OTOH charmap copy is only 1000 bytes, ~16 raster lines. Bitmap copy is 8000 bytes, + additional 1000 if you want to copy colors too.

Mike said...

"This applies so long as the programmer spaces his/her writes out so that they occur at least 20 cycles apart"

There must be something else going on because...

lda $8000,x
sta $0400,x
lda $8028,x
sta $0428,x
lda $8050,x
sta $0450,x

etc. Obviously isn't 20 cycles appart. It might be mirroring the lower 64K which may mean READ's are from fast memory, and writes to both. I still wouldn't have thought it would have gone as fast as it was going though - but it may mean that I get 7 cycles free, and all I'm paying for is the actual WRITE of the byte. This means you would get a pretty big boast regardless of what memory your working in - just not as much as the pure 20Mhz RAM...

TNT said...

Yes, you are only waiting for the STA part.

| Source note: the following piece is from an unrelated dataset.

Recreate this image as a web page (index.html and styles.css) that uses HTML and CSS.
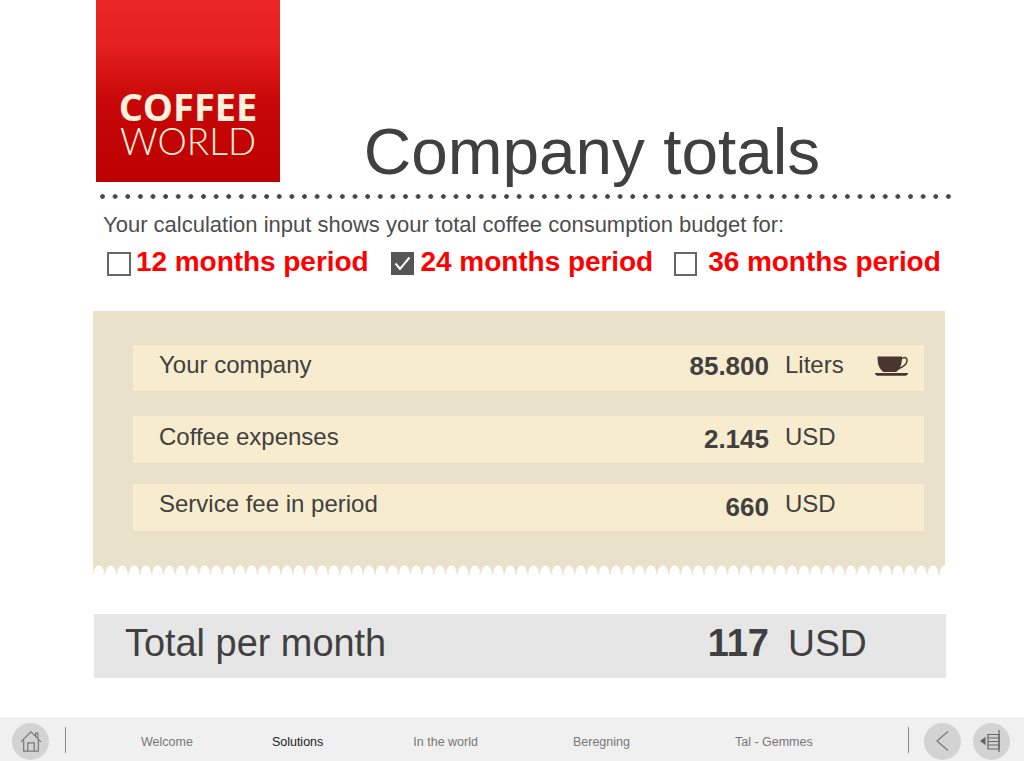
FILE: index.html
```html
<!DOCTYPE html>
<html lang="en">
<head>
    <meta charset="UTF-8">
    <title>Company totals</title>
    <link rel="stylesheet" href="styles.css">
</head>
<body>
    <div class="page">
        <header class="top">
            <div class="logo">
                <span class="logo-coffee">COFFEE</span>
                <span class="logo-world">WORLD</span>
            </div>
            <h1>Company totals</h1>
        </header>
        <div class="dots"></div>
        <p class="intro">Your calculation input shows your total coffee consumption budget for:</p>
        <div class="periods">
            <label class="period period-12"><span class="box"></span>12 months period</label>
            <label class="period period-24">
                <span class="box checked">
                    <svg width="23" height="23" viewBox="0 0 23 23"><path d="M4.5 11.5 L9 17 L18.5 5.5" fill="none" stroke="#fff" stroke-width="2"/></svg>
                </span>24 months period</label>
            <label class="period period-36"><span class="box"></span>36 months period</label>
        </div>

        <section class="panel">
            <div class="row row-1">
                <span class="row-name">Your company</span>
                <span class="row-value">85.800</span>
                <span class="row-unit">Liters</span>
                <svg class="cup" width="33" height="20" viewBox="0 0 33 20">
                    <path d="M2.5 0.5 H27 C27 8 25.5 13 21 16 H8.5 C4 13 2.5 8 2.5 0.5 Z" fill="#4a3530"/>
                    <path d="M26.5 3 C29.5 0.5 32.5 1.5 32 5 C31.5 9 27 11.5 23 13" fill="none" stroke="#4a3530" stroke-width="1.5"/>
                    <path d="M0 17 H33 V18 L31 19.8 H2 L0 18 Z" fill="#4a3530"/>
                </svg>
            </div>
            <div class="row row-2">
                <span class="row-name">Coffee expenses</span>
                <span class="row-value">2.145</span>
                <span class="row-unit">USD</span>
            </div>
            <div class="row row-3">
                <span class="row-name">Service fee in period</span>
                <span class="row-value">660</span>
                <span class="row-unit">USD</span>
            </div>
        </section>

        <section class="total">
            <span class="total-name">Total per month</span>
            <span class="total-value">117</span>
            <span class="total-unit">USD</span>
        </section>
    </div>

    <footer class="nav">
        <a class="round home" href="#">
            <svg width="24" height="24" viewBox="0 0 24 24" fill="none" stroke="#777" stroke-width="1.3">
                <path d="M1 13 L12 2 L23 13"/>
                <path d="M17 6.5 V3.5 H19.5 V9"/>
                <path d="M4 11 V23 H20 V11"/>
                <path d="M8.5 23 V14 H15.5 V23"/>
            </svg>
        </a>
        <span class="sep"></span>
        <ul class="links">
            <li class="link-welcome"><a href="#">Welcome</a></li>
            <li class="link-solutions"><a href="#" class="active">Solutions</a></li>
            <li class="link-world"><a href="#">In the world</a></li>
            <li class="link-calc"><a href="#">Beregning</a></li>
            <li class="link-save"><a href="#">Tal - Gemmes</a></li>
        </ul>
        <span class="sep"></span>
        <a class="round back" href="#">
            <svg width="24" height="24" viewBox="0 0 24 24" fill="none" stroke="#777" stroke-width="1.2"><path d="M17 2.5 L6 12 L17 21.5"/></svg>
        </a>
        <a class="round menu" href="#">
            <svg width="24" height="24" viewBox="0 0 24 24" fill="none" stroke="#666" stroke-width="1.2">
                <path d="M1 12 L5 9 V15 Z" fill="#666"/>
                <path d="M8 5.5 H19 V20 H8 Z"/>
                <path d="M8 9 H19 M8 12.5 H19 M8 16 H19"/>
                <path d="M19 1 V23"/>
            </svg>
        </a>
    </footer>
</body>
</html>
```

FILE: styles.css
```css
* {
    box-sizing: border-box;
}
html, body {
    margin: 0;
    padding: 0;
}
body {
    width: 1024px;
    height: 761px;
    overflow: hidden;
    display: flex;
    flex-direction: column;
    background-color: #fff;
    font-family: "Liberation Sans", Arial, sans-serif;
    color: #404040;
}
.page {
    flex: 1;
    padding-left: 93px;
    width: 946px;
}

/* header */
.top {
    display: flex;
    align-items: flex-end;
    padding-left: 3px;
    height: 182px;
}
.logo {
    width: 184px;
    height: 182px;
    flex-shrink: 0;
    padding-top: 87px;
    display: flex;
    flex-direction: column;
    align-items: center;
    background: linear-gradient(#ea2525 0%, #e42020 25%, #c80808 55%, #bd0000 100%);
    color: #fbf1dc;
    font-family: "Open Sans", sans-serif;
}
.logo-coffee {
    font-size: 38px;
    line-height: 38px;
    font-weight: 700;
    white-space: nowrap;
}
.logo-world {
    font-size: 37px;
    line-height: 32px;
    font-weight: 300;
    font-family: Lato, sans-serif;
    white-space: nowrap;
}
h1 {
    flex: 1;
    margin: 0;
    padding-right: 42px;
    text-align: center;
    font-size: 65.7px;
    font-weight: 400;
    line-height: 64px;
    height: 62px;
}
.dots {
    height: 5px;
    margin: 12px 0 0 7px;
    width: 853px;
    background: radial-gradient(circle at 2.5px 2.5px, #4a4444 2px, transparent 2.6px) repeat-x;
    background-size: 12.63px 5px;
}
.intro {
    margin: 13px 0 0 10px;
    font-size: 22px;
    line-height: 26px;
    color: #4d4d4d;
}

/* period choices */
.periods {
    display: flex;
    margin-top: 8px;
    height: 65px;
}
.period {
    display: flex;
    align-items: flex-start;
    font-size: 28px;
    font-weight: 700;
    line-height: 32px;
    letter-spacing: -0.05px;
    color: #ff0000;
}
.period-12 {
    margin-left: 14px;
}
.period-24 {
    margin-left: 22px;
}
.period-36 {
    margin-left: 21px;
}
.box {
    width: 24px;
    height: 24px;
    margin-top: 6px;
    margin-right: 5px;
    border: 2px solid #666;
    background-color: #fff;
    display: block;
}
.period-36 .box {
    margin-right: 11px;
    width: 23px;
}
.box.checked {
    width: 23px;
    height: 23px;
    border: 0;
    background-color: #555;
    margin-right: 7px;
}
.box.checked svg {
    display: block;
}

/* beige panel */
.panel {
    position: relative;
    width: 852px;
    height: 264px;
    padding: 34px 21px 0 40px;
    background-color: #eae1ca;
}
.panel::after {
    content: "";
    position: absolute;
    left: 0;
    right: 0;
    bottom: 0;
    height: 10px;
    background: radial-gradient(ellipse 5.7px 10px at 50% 100%, #fff 90%, rgba(255, 255, 255, 0) 100%) repeat-x;
    background-size: 11.75px 10px;
}
.row {
    display: flex;
    align-items: center;
    height: 46px;
    background-color: #f8eccf;
    padding-left: 26px;
    font-size: 24px;
    position: relative;
}
.row-2 {
    margin-top: 25px;
    height: 47px;
}
.row-3 {
    margin-top: 21px;
    height: 47px;
}
.row-name {
    width: 470px;
    margin-top: -6px;
}
.row-value {
    width: 140px;
    text-align: right;
    font-size: 26px;
    font-weight: 700;
    margin-top: -1px;
}
.row-unit {
    margin-left: 16px;
    margin-top: -6px;
}
.row-1 .row-value {
    margin-top: -3px;
}
.row-2 .row-name,
.row-2 .row-unit {
    margin-top: -6px;
}
.row-3 .row-name,
.row-3 .row-unit {
    margin-top: -8px;
}
.cup {
    position: absolute;
    left: 742px;
    top: 11px;
}

/* total */
.total {
    display: flex;
    align-items: center;
    width: 852px;
    height: 64px;
    margin: 39px 0 0 1px;
    padding: 0 0 5px 31px;
    background-color: #e6e6e6;
}
.total-name {
    width: 580px;
    font-size: 37.9px;
}
.total-value {
    width: 64px;
    text-align: right;
    font-size: 38px;
    font-weight: 700;
}
.total-unit {
    margin-left: 19px;
    font-size: 37.3px;
}

/* bottom nav */
.nav {
    display: flex;
    align-items: center;
    height: 44px;
    flex-shrink: 0;
    padding: 4px 0 0 12px;
    background-color: #f0f0f0;
}
.round {
    width: 37px;
    height: 37px;
    border-radius: 50%;
    background-color: #d3d3d3;
    display: flex;
    align-items: center;
    justify-content: center;
    flex-shrink: 0;
}
.round.home svg {
    width: 22px;
    height: 22px;
}
.round.menu {
    margin-left: 12px;
}
.sep {
    width: 1px;
    height: 26px;
    margin-top: -2px;
    background-color: #888;
    flex-shrink: 0;
}
.home + .sep {
    margin-left: 16px;
}
.links {
    list-style: none;
    display: flex;
    margin: 0;
    padding: 2px 0 0;
    width: 842px;
    font-size: 12.5px;
}
.links a {
    color: #777;
    text-decoration: none;
}
.links a.active {
    color: #222;
}
.link-welcome {
    margin-left: 75px;
}
.link-solutions {
    margin-left: 79px;
}
.link-world {
    margin-left: 90px;
}
.link-calc {
    margin-left: 95px;
}
.link-save {
    margin-left: 105px;
}
.links + .sep {
    margin-right: 15px;
}
```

That's why I said you can get bitmap scroll free: "lda (src),y; rol; sta (src),y; sta (dest),y" is 19/20 cycles which means it's no slower than plain copy. With plenty of zeropages it's no problem to use 80 bytes for pointers :)

(src) is in SCPU memory, of course.

Mike said...

Actually, I think its more than that; I think your only waiting on the 1 cycle of the store command - the actual write cycle of STA.